Objectives: Effective chemotherapy with the least toxicity is important for patients with inoperable or advanced hepatocellular carcinoma. Single use of pegylated liposomal doxorubicin has been reported to be safe and effective with varying treatment response. The authors evaluate its activity in combination with capecitabine or gemcitabine as salvage therapy in these patients.
Methods: At first, intravenous administration of 30 mg/m2 pegylated liposomal doxorubicin for 60 minutes on day 1, with oral capecitabine 1500 mg twice daily from day 1 to day 14 every 4 weeks (trial A) was conducted. Following unfavorable results, a second trial (trial B) was performed to subsequent patients with the same pegylated liposomal doxorubicin schedule, but in combination with 1000 mg/m2 gemcitabine over 30 minutes on day 1 and day 8, followed by a 2-week rest.

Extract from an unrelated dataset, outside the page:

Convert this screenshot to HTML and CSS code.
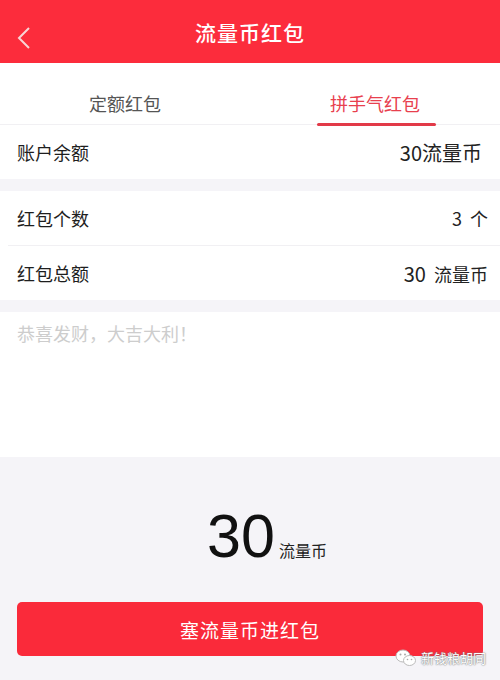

Results: Both trials showed no objective response, with 2 patients with stable disease in each trial. In trial A, the disease control rate of all evaluative patients (complete response + partial response + stable disease) and progression-free survival of 2 responders were 20%, 164 days and 240 days versus 22%, 75 days and 73 days in trial B. The median overall survival for all patients in trials A and B were 161 days and 84 days respectively. Generally, toxicities were well managed without toxic death.
Conclusion: Pegylated liposomal doxorubicin-based combination chemotherapy with capecitabine or gemcitabine was not effective as salvage therapy in advanced hepatocellular carcinoma. Further effective systemic chemotherapy for patients with advanced hepatocellular carcinoma is warranted.